But… browsing through my old downloads of RPG Maker chipsets, there’s pretty much nothing that looks like a hedge maze. Looks like I’ll have to just roll up my sleeves and make one myself.
# Hmm… I guess I’m supposed to give credit to http://www.rpg2knet.com
# … which doesn’t exist anymore. (yes, this is actually what’s on their page now)
# Maybe I should upload all these old files somewhere later. You probably can’t find some of these anymore.
# Hmm… I think I could make this grass work for a hedge maze. Just gotta remove the grey pixels.
# This old RPG Maker 95 chipset has some NICE stone walls!

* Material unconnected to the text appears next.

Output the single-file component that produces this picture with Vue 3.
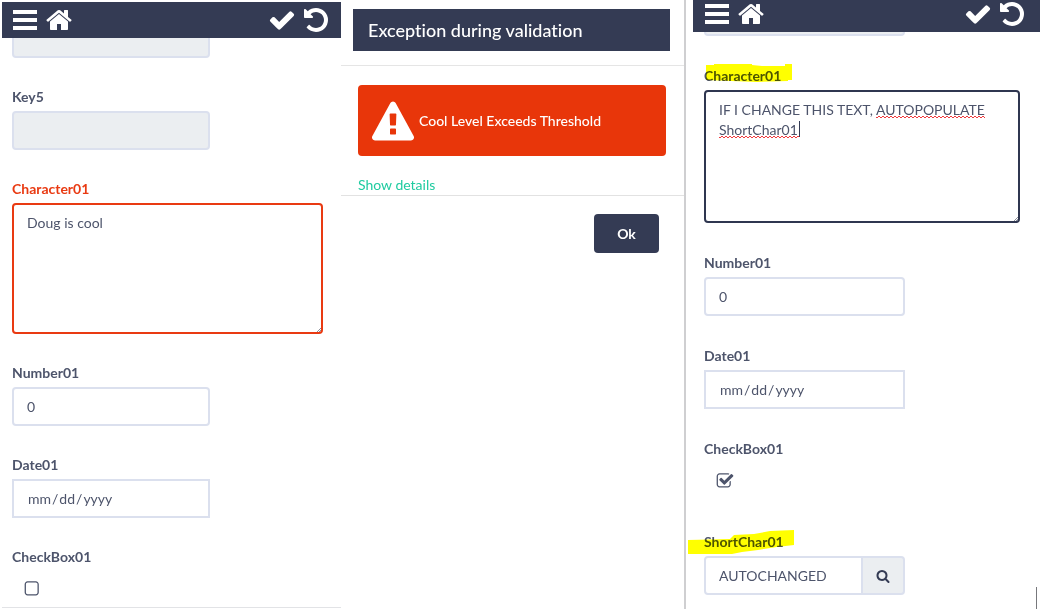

# Ooh, this fountain is nice! The fairy garden is supposed to be a royal garden that was taken over by fairies, so decorations like these would make a lot of sense. They’ll also provide useful landmarks for the player while they navigate the maze.
#
That’s a nice archway. It might go well with the stone walls.
… after I change the colors to match.
# A royal garden should probably have some opulent pillars too.
# When remapping colors I usually use the pencil tool to place every color in order of brightness and place the two palettes next to each other so that colors of the same brightness match up.
# God, Photoshop’s swatch window is completely useless. It’s a pain to use. I can’t sort the colors or even manually rearrange them to match them up with each other.
# Even the Indexed Color palette has no way to sort the colors.
# But there is one other way… ye olde ancient Save for Web dialog box CAN sort palettes!
# Just recalculate the palette by choosing one of the options.
# And use the fly-out menu to sort the palette.
#
Now I just need a picture of this. Screenshot time!
Aaaand just use the pencil and hold ALT to temporarily use the eyedropper to grab colors from the screenshot.
# A big part of the reason why I like the look of this stone wall are all the little colors mixed into it. But that also means it’s not going to be a direct monochromatic remap. I’ll put the palettes on their own layer.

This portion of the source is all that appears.